Some of those same pundits and electeds who have no problem normalizing child sexual abuse, using taxpayer dollars for sex changes for pre-adolescents, and legalizing abortion up to birth. Yet they call the SBC, traditional Catholics and fundamental Christians in general extremists for wanting to protect the lives of children.

I was actually a little surprised that the “gay couples having kids” flag wasn’t waved more by the critics of the SBC, but I think even the left is starting to realize that most folks don’t care that much about homosexuality, unless someone is intent on forcefeeding it to them. Forcefeeding anything doesn’t work well with an angry electorate in these strange and perilous times. The courts have ruled that gay and lesbian couples can adopt children, and whether I agree or not, that settles it. Folks are greatly disturbed by the left’s current obsession with homosexuality and abortion, but the politicians have apparently decided that abortion is an easier sell than gay entitlement.

I do not have any children, and never will. It saddens me sometimes, but God had other ideas. I understand the pain of realizing I’ll never have children to nurture and watch grow. I understand the desperation. Had it financially been an option, we might well have tried going the route of IVF.

One could argue that infertile couples “should” adopt an older child in need first, but again, it’s a personal choice, and it’s a bureaucratic nightmare. Meeting the ridiculously high, bureaucratically driven standards of adoption actually make it easier to adopt a child overseas and bring him or her home than it does to help a child here at home. I know folks who have successfully done so, and I know other folks who had their hearts ripped out when they spent thousands of dollars and hundreds of hours jumping through hoops, only to be told they weren’t good enough.

I knew one professional, upper income couple who were well established and respected, yet they were told that since they were nearly bankrupt – from paying lawyer and adoption fees – they weren’t suitable for adoptive parents, by the same agencies who bankrupted them.

But the bureaucracy of helping children who managed to be born is a column for another day.

When an IVF couple has a successful pregnancy, in most cases, the remaining fetuses – babies – are destroyed. Those perfect, miraculous, little human beings created by God by the combination of a sperm and an egg are deemed no longer useful.

The idea of disposing of “unwanted” children like last week’s takeout dinner horrifies me. How do you choose? Who chooses? What makes Test Tube No. 1 any more special than Test Tube No. 4? Why would No. 3 be less loved than No. 5?

I would submit that extra “unwanted” fetuses should be available for implant in other couples. There are thousands of couples out there who would jump at the chance to adopt a fetus. Make adoptions of fetuses an option for both the original IVF parents and adoptive parents.

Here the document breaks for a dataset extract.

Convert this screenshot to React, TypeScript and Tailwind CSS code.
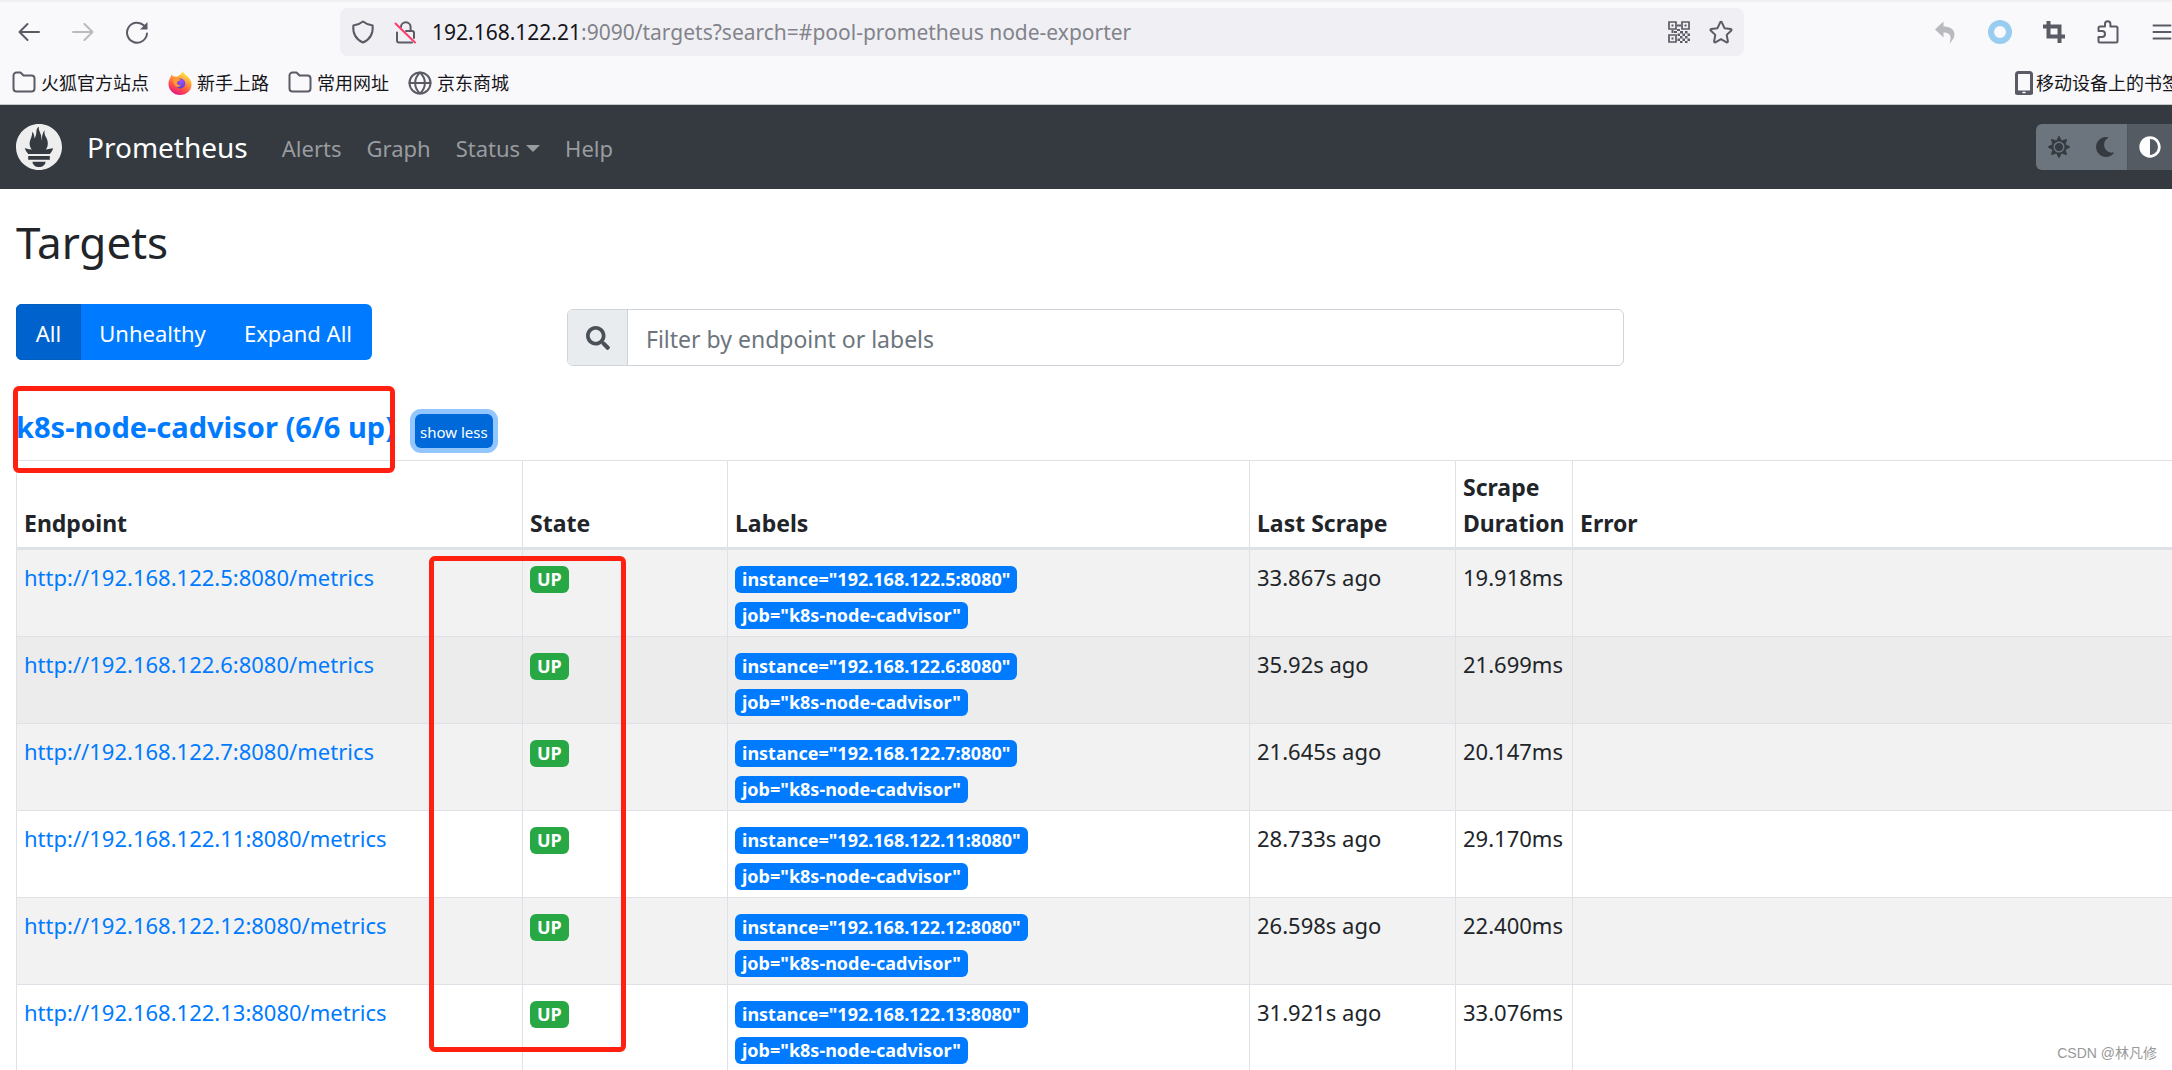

If you can give up a baby for adoption by simply dropping the child at a fire station, police department or Social Services office, then by cracky you should be able to give a fetus to a couple who want a child of their own. Let the adoptive couple pay for implanting of the fetus, of course, but above all else, save the baby.

Regardless – no unborn child should be killed because they are inconvenient or no longer wanted, whether the child is conceived by accident in a womb or in a laboratory. God allowed that child to be conceived, in accordance with His will and His plan.

Every single child deserves the right to grow up.

No child should be flushed down a toilet or tossed in a biowaste incinerator as a sacrifice to convenience and politics.